Hong Zhang Solo Art Show at Crossroads Hotel Gallery
May 20, 2023, 6-8 PM, Opening reception
Exhibit runs through July 29, 2023
Crossroads Hotel, 2101 Central
By Pete Dulin, NAAAP-KC
Artist Hong Zhang chose the non-traditional gallery space at Crossroads Hotel for a specific reason to display “Kansas In Black and White,” an exhibit of her four large hanging scrolls and a framed drawing of a tornado. The gallery is “more accessible than her public art works on view at the new KCI Airport, art museums, and galleries.”
Tiffany Thompson curated the show which was organized by Contemporary Arts Museum Houston and El Dorado, a Kansas City and Portland, Oregon-based architectural, educational and curatorial company.
“This is my first time working with Tiffany at a non-traditional gallery space. It is more of an experimental and a site-specific project space,” says Zhang. “The hotel is open 24/7, so everyone can stop by and see the show for free during the exhibition period.”
Several NAAAP-KC members and guests met Zhang in person for an artist’s talk and viewed her work at a NAAAP-KC Mystery Adventure rendezvous at the Nelson-Atkins Museum of Art. Zhang’s work is also currently featured in “Found In Translation: Explorations by Eight Contemporary Artists” on exhibit through August 20, 2023, at the museum.

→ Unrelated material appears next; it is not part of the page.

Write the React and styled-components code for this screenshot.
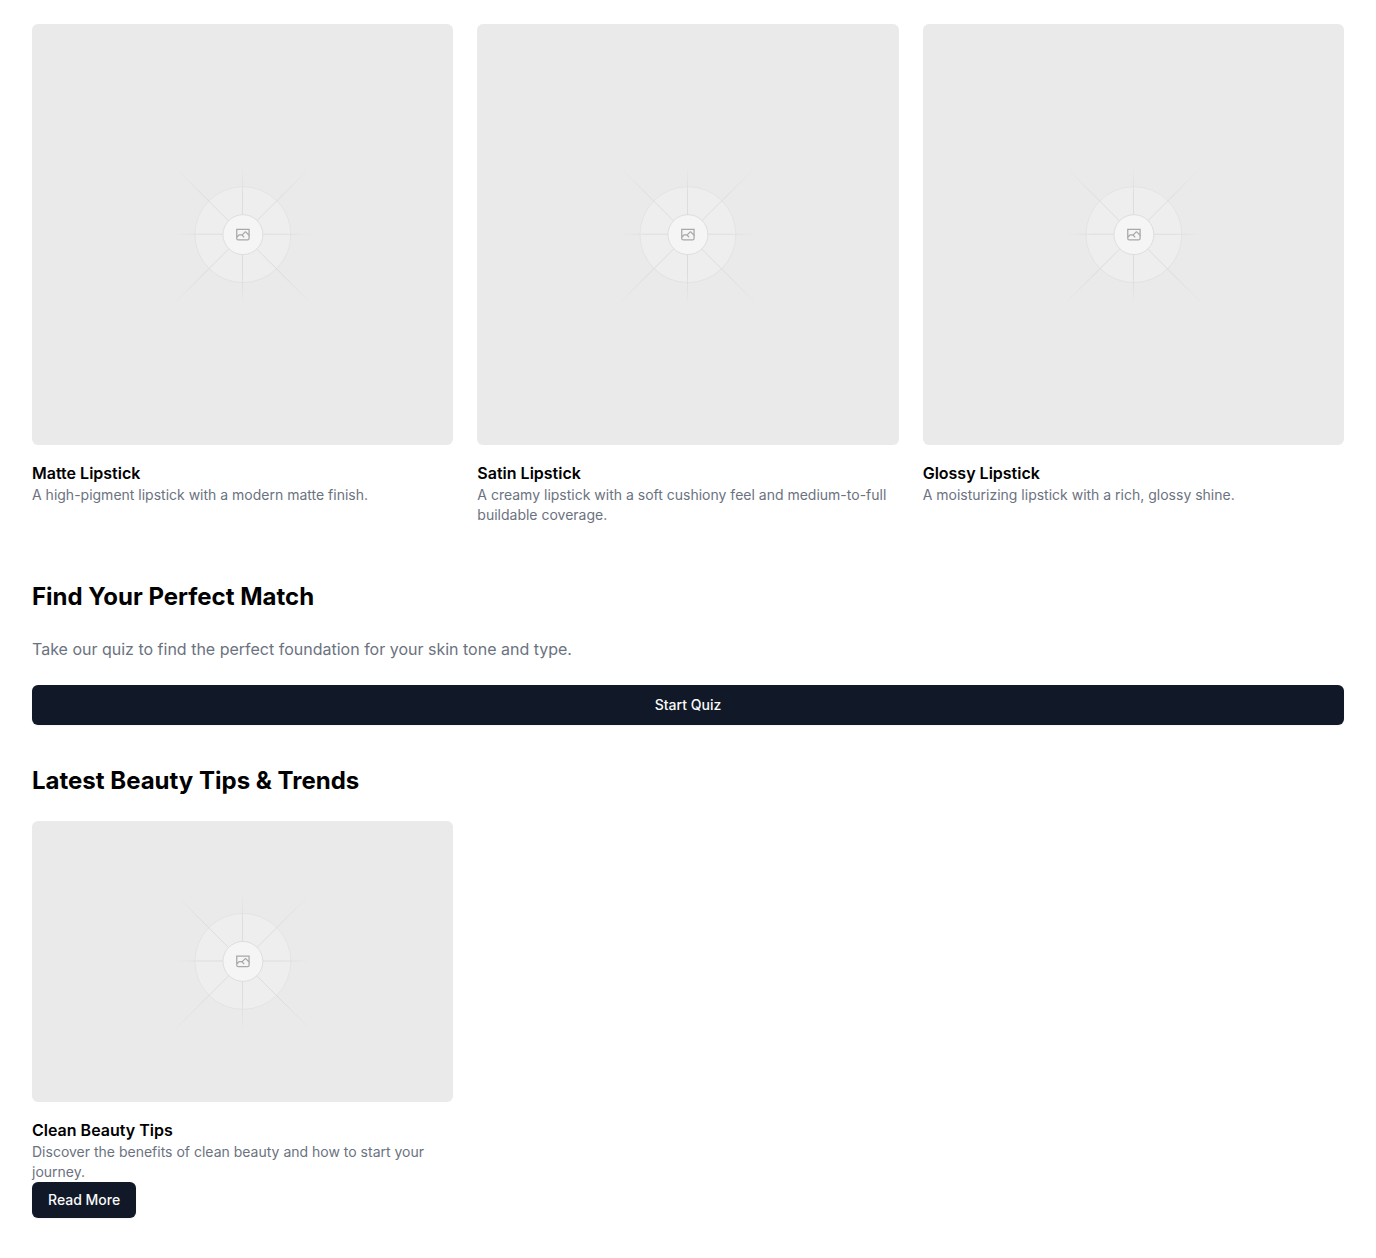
import React, { useId } from "react";
import styled, { createGlobalStyle } from "styled-components";

const GlobalStyle = createGlobalStyle`
  *, *::before, *::after { box-sizing: border-box; }
  body {
    margin: 0;
    background: #ffffff;
    color: #000000;
    font-family: Inter, "Liberation Sans", sans-serif;
    font-size: 16px;
    line-height: 24px;
  }
`;

const Page = styled.main`
  display: flex;
  flex-direction: column;
  gap: 40px;
  padding: 24px 32px;
`;

const Section = styled.section`
  display: flex;
  flex-direction: column;
  gap: 24px;
`;

const CardGrid = styled.div`
  display: grid;
  grid-template-columns: repeat(3, minmax(0, 1fr));
  gap: 24px;
`;

const Card = styled.article`
  display: flex;
  flex-direction: column;
  align-items: flex-start;
  padding-bottom: 16px;
`;

const Picture = styled.svg`
  display: block;
  width: 100%;
  aspect-ratio: ${(p) => p.$ratio};
  margin-bottom: 16px;
  border-radius: 6px;
  background: #eaeaea;
`;

const SectionTitle = styled.h2`
  margin: 0;
  font-size: 24px;
  line-height: 32px;
  font-weight: 700;
`;

const CardTitle = styled.h3`
  margin: 0;
  font-size: 16px;
  line-height: 24px;
  font-weight: 600;
`;

const Text = styled.p`
  margin: 0;
  color: #6b7280;
  font-size: ${(p) => (p.$small ? "14px" : "16px")};
  line-height: ${(p) => (p.$small ? "20px" : "24px")};
`;

const Button = styled.button`
  width: ${(p) => (p.$wide ? "100%" : "auto")};
  height: ${(p) => (p.$wide ? "40px" : "36px")};
  padding: 0 16px;
  border: 0;
  border-radius: 6px;
  background: #111827;
  color: #f9fafb;
  font-family: inherit;
  font-size: 14px;
  line-height: 20px;
  font-weight: 500;
  box-shadow: 0 1px 2px rgba(0, 0, 0, 0.05);
  cursor: pointer;
  &:hover { background: #1f2937; }
`;

const spokes = [
  [404.3, 796.6, 795.7, 405.2],
  [404.8, 598.7, 796.6, 598.8],
  [599.5, 795.7, 599.6, 404],
  [795.7, 796.6, 404.3, 405.2],
];

function Placeholder({ ratio, label }) {
  const id = useId();
  return (
    <Picture
      $ratio={ratio}
      viewBox="0 0 1200 1200"
      preserveAspectRatio="xMidYMid slice"
      fill="none"
      role="img"
      aria-label={label}
    >
      <defs>
        {spokes.map(([x1, y1, x2, y2], i) => (
          <linearGradient
            key={i}
            id={`${id}-${i}`}
            gradientUnits="userSpaceOnUse"
            x1={x1}
            y1={y1}
            x2={x2}
            y2={y2}
          >
            <stop stopColor="#c9c9c9" stopOpacity="0" />
            <stop offset="0.208" stopColor="#c9c9c9" />
            <stop offset="0.792" stopColor="#c9c9c9" />
            <stop offset="1" stopColor="#c9c9c9" stopOpacity="0" />
          </linearGradient>
        ))}
      </defs>
      <g opacity="0.5" strokeWidth="2.418">
        <circle cx="600.7" cy="599.9" r="136.6" fill="#fafafa" stroke="#c9c9c9" opacity="0.5" />
        {spokes.map(([x1, y1, x2, y2], i) => (
          <path key={i} d={`M${x1} ${y1}L${x2} ${y2}`} stroke={`url(#${id}-${i})`} />
        ))}
        <circle cx="600.7" cy="599.9" r="56.8" fill="#ffffff" />
        <path
          fill="#666666"
          fillRule="evenodd"
          clipRule="evenodd"
          d="M616.426 586.58h-31.434v16.176l3.553-3.554.531-.531h9.068l.074-.074 8.463-8.463h2.565l7.18 7.181V586.58Zm-15.715 14.654 3.698 3.699 1.283 1.282-2.565 2.565-1.282-1.283-5.2-5.199h-6.066l-5.514 5.514-.073.073v2.876a2.418 2.418 0 0 0 2.418 2.418h26.598a2.418 2.418 0 0 0 2.418-2.418v-8.317l-8.463-8.463-7.181 7.181-.071.072Zm-19.347 5.442v4.085a6.045 6.045 0 0 0 6.046 6.045h26.598a6.044 6.044 0 0 0 6.045-6.045v-7.108l1.356-1.355-1.282-1.283-.074-.073v-17.989h-38.689v23.43l-.146.146.146.147Z"
        />
        <circle cx="600.7" cy="599.9" r="56.8" stroke="#c9c9c9" />
      </g>
    </Picture>
  );
}

const products = [
  { name: "Matte Lipstick", text: "A high-pigment lipstick with a modern matte finish." },
  {
    name: "Satin Lipstick",
    text: "A creamy lipstick with a soft cushiony feel and medium-to-full buildable coverage.",
  },
  { name: "Glossy Lipstick", text: "A moisturizing lipstick with a rich, glossy shine." },
];

export default function App() {
  return (
    <>
      <GlobalStyle />
      <Page>
        <CardGrid>
          {products.map((product) => (
            <Card key={product.name}>
              <Placeholder ratio="1 / 1" label={product.name} />
              <CardTitle>{product.name}</CardTitle>
              <Text $small>{product.text}</Text>
            </Card>
          ))}
        </CardGrid>
        <Section>
          <SectionTitle>Find Your Perfect Match</SectionTitle>
          <Text>Take our quiz to find the perfect foundation for your skin tone and type.</Text>
          <Button type="button" $wide>Start Quiz</Button>
        </Section>
        <Section>
          <SectionTitle>Latest Beauty Tips &amp; Trends</SectionTitle>
          <CardGrid>
            <Card>
              <Placeholder ratio="3 / 2" label="Clean Beauty Tips" />
              <CardTitle>Clean Beauty Tips</CardTitle>
              <Text $small>
                Discover the benefits of clean beauty and how to start your journey.
              </Text>
              <Button type="button">Read More</Button>
            </Card>
          </CardGrid>
        </Section>
      </Page>
    </>
  );
}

In her artist statement, Zhang writes, “For over twenty years, my art practice has evolved from personal identity to broader themes of gender, cross culture, environment, and more recently social justice. I combine traditional skills with contemporary ideas and draw from my own experiences in China as well as in the United States. Both in form and in process, my work is richly layered with fine details on a massive scale. My trademark works are large black and white charcoal drawings of long hair. I have used disembodied hair to explore my identity as a Chinese immigrant, woman, and mother.”

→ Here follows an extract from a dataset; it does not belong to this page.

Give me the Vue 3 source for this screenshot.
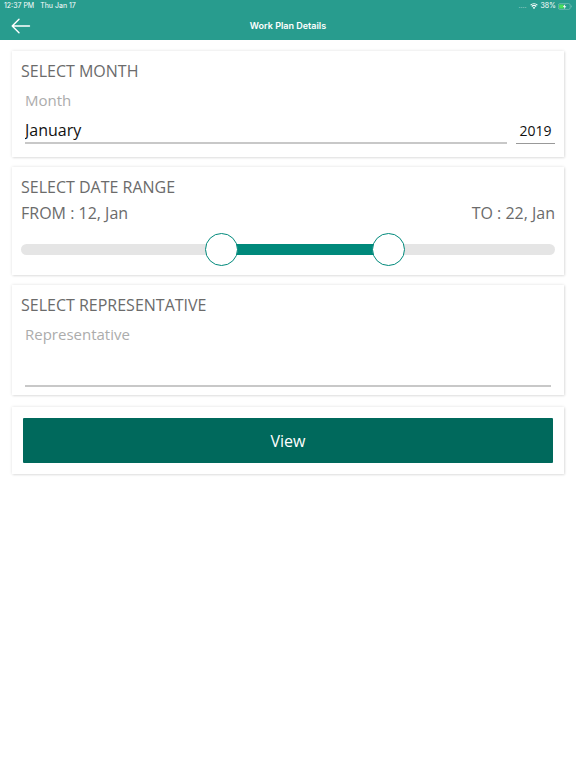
<template>
<div class="page">
    <header class="top-bar">
        <div class="status-bar">
            <div class="status-left">
                <span>12:37 PM</span>
                <span>Thu Jan 17</span>
            </div>
            <div class="status-right">
                <span class="signal">....</span>
                <svg class="wifi" viewBox="0 0 16 12" aria-hidden="true">
                    <path d="M1.2 4.4a9.7 9.7 0 0 1 13.6 0M3.6 7a6.3 6.3 0 0 1 8.8 0" fill="none" stroke="#fff" stroke-width="2.2" />
                    <path d="M8 12 5.4 9.3a3.8 3.8 0 0 1 5.2 0z" fill="#fff" />
                </svg>
                <span>38%</span>
                <svg class="battery" viewBox="0 0 30 14" aria-hidden="true">
                    <rect x="0.8" y="0.8" width="25.4" height="12.4" rx="3.5" fill="none" stroke="#7fc4bb" stroke-width="1.4" />
                    <rect x="2.5" y="2.5" width="10" height="9" rx="1.5" fill="#4be05c" />
                    <path d="M28 4.5c2 1 2 4 0 5z" fill="#7fc4bb" />
                    <path d="M15.5 1.5 10.5 8h3.2l-1.2 4.8L18 6.2h-3.4z" fill="#fff" />
                </svg>
            </div>
        </div>
        <nav class="nav-bar">
            <button type="button" class="back-btn" aria-label="Back">
                <svg viewBox="0 0 20 16" aria-hidden="true">
                    <path d="M8 1.2 1.2 8 8 14.8M1.2 8H18.5" fill="none" stroke="#fff" stroke-width="1.4" stroke-linecap="round" stroke-linejoin="round" />
                </svg>
            </button>
            <h1>Work Plan Details</h1>
        </nav>
    </header>

    <form class="content" @submit.prevent>
        <section class="card month-card">
            <h2>SELECT MONTH</h2>
            <div class="month-row">
                <div class="field">
                    <label for="month">Month</label>
                    <select id="month" v-model="month">
                        <option v-for="name in months" :key="name">{{ name }}</option>
                    </select>
                </div>
                <input v-model="year" class="year" type="text" inputmode="numeric" aria-label="Year">
            </div>
        </section>

        <section class="card range-card">
            <h2>SELECT DATE RANGE</h2>
            <div class="range-labels">
                <label for="from">FROM : {{ from }}, {{ shortMonth }}</label>
                <label for="to">TO : {{ to }}, {{ shortMonth }}</label>
            </div>
            <div class="range" :style="{ '--from': fromRatio, '--to': toRatio }">
                <div class="track"></div>
                <input id="from" v-model.number="from" type="range" min="1" :max="lastDay">
                <input id="to" v-model.number="to" type="range" min="1" :max="lastDay">
            </div>
        </section>

        <section class="card rep-card">
            <h2>SELECT REPRESENTATIVE</h2>
            <div class="field">
                <label for="representative">Representative</label>
                <input id="representative" v-model="representative" type="text">
            </div>
        </section>

        <section class="card action-card">
            <button type="submit" class="view-btn">View</button>
        </section>
    </form>
</div>
</template>

<script setup>
import { ref, computed } from 'vue';

const months = [
    'January', 'February', 'March', 'April', 'May', 'June',
    'July', 'August', 'September', 'October', 'November', 'December'
];

const month = ref('January');
const year = ref('2019');
const from = ref(12);
const to = ref(22);
const representative = ref('');

const shortMonth = computed(() => month.value.slice(0, 3));
const lastDay = computed(() => new Date(Number(year.value), months.indexOf(month.value) + 1, 0).getDate() || 31);
const fromRatio = computed(() => (from.value - 1) / (lastDay.value - 1));
const toRatio = computed(() => (to.value - 1) / (lastDay.value - 1));
</script>

<style>
body {
    background: #fff;
}
</style>

<style scoped>
.page {
    font-family: "Open Sans", "Noto Sans", sans-serif;
    font-size: 16px;
    line-height: 24px;
    color: #6b6b6b;
}

/* --- TOP BAR --- */
.top-bar {
    background: #289c8e;
    color: #fff;
    font-family: Inter, sans-serif;
}

.status-bar {
    display: flex;
    justify-content: space-between;
    padding: 0 4px;
    font-size: 7px;
    line-height: 12px;
}

.status-left {
    display: flex;
    gap: 6px;
}

.status-right {
    display: flex;
    align-items: center;
    gap: 2px;
}

.signal {
    margin-right: 2px;
    opacity: 0.5;
}

.wifi {
    width: 8px;
    height: 6px;
}

.battery {
    width: 14px;
    height: 7px;
}

.nav-bar {
    display: grid;
    grid-template-columns: 1fr auto 1fr;
    align-items: center;
    height: 28px;
    padding: 0 11px;
}

.back-btn {
    justify-self: start;
    display: flex;
    padding: 0;
    border: none;
    background: none;
    cursor: pointer;
}

.back-btn svg {
    width: 20px;
    height: 16px;
}

h1 {
    margin: 0;
    font-size: 9px;
    font-weight: 600;
    line-height: 16px;
}

/* --- CARDS --- */
.content {
    display: flex;
    flex-direction: column;
    gap: 10px;
    padding: 11px 12px;
}

.card {
    padding: 8px 9px;
    background: #fff;
    box-shadow: 0 0 3px rgba(0, 0, 0, 0.12), 1px 1px 2px rgba(0, 0, 0, 0.08);
}

h2 {
    margin: 0;
    font-size: 16px;
    font-weight: 400;
    line-height: 24px;
}

.month-card {
    padding-bottom: 13px;
}

.month-row {
    display: flex;
    align-items: flex-end;
    gap: 9px;
}

.field {
    flex: 1;
    display: flex;
    flex-direction: column;
    gap: 5px;
    margin-top: 5px;
    margin-left: 4px;
}

.field label {
    font-size: 15px;
    line-height: 24px;
    color: #acacac;
}

.field select,
.field input,
.year {
    box-sizing: border-box;
    width: 100%;
    height: 27px;
    margin: 0;
    padding: 0;
    border: none;
    border-bottom: 2px solid #c8c8c8;
    border-radius: 0;
    outline: none;
    appearance: none;
    background: none;
    font-family: inherit;
    font-size: 16px;
    color: #111;
}

.month-row .year {
    width: 39px;
    border-bottom: 1px solid #999;
    font-size: 14px;
    text-align: center;
}

.rep-card .field {
    margin-right: 4px;
}

.rep-card .field input {
    height: 36px;
}

/* --- DATE RANGE --- */
.range-card {
    padding-bottom: 9px;
}

.range-labels {
    display: flex;
    justify-content: space-between;
    margin-top: 2px;
}

.range {
    display: grid;
    align-items: center;
    margin-top: 8px;
}

.range > * {
    grid-area: 1 / 1;
}

.track {
    --start: calc(16px + (100% - 33px) * var(--from));
    --end: calc(16px + (100% - 33px) * var(--to));
    height: 11px;
    border-radius: 6px;
    background: linear-gradient(to right, #e5e5e5 var(--start), #00897b var(--start), #00897b var(--end), #e5e5e5 var(--end));
}

.range input {
    width: 100%;
    height: 33px;
    margin: 0;
    appearance: none;
    background: none;
    pointer-events: none;
}

.range input::-webkit-slider-thumb {
    box-sizing: border-box;
    width: 33px;
    height: 33px;
    border: 1px solid #00897b;
    border-radius: 50%;
    appearance: none;
    background: #fff;
    pointer-events: auto;
    cursor: pointer;
}

/* --- ACTION --- */
.action-card {
    margin-top: 2px;
    padding: 11px;
}

.view-btn {
    display: block;
    width: 100%;
    height: 45px;
    border: none;
    border-radius: 1px;
    background: #00695c;
    color: #fff;
    font-family: inherit;
    font-size: 16px;
    cursor: pointer;
}
</style>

Since relocating from California to Lawrence, Kansas, in 2004, Zhang’s work has integrated her “long hair with Kansas environments such as the iconic tornados, prairie grass and flint-hills.”
For her solo show “Kansas in Black and White” at the Crossroads Hotel Gallery, Zhang chose only black-and-white artwork, including paintings in Chinese ink on Italian fabric or drawn in charcoal on paper.
“I continue incorporating long hair imagery with Kansas nature to depict the beautiful landscape in the region as well as being a Chinese Kansan,” Zhang explains. “The black and white colors not only reflect the visual dynamic of Yin and Yang, but also break a political and social stereotype of divisions in Kansas. My experience in Kansas is rich with a balance of traditional and modern midwestern culture as well as my own Chinese heritage. Moreover, the format of hanging scroll accentuates the length and the flow of long hair that makes sense within this space.”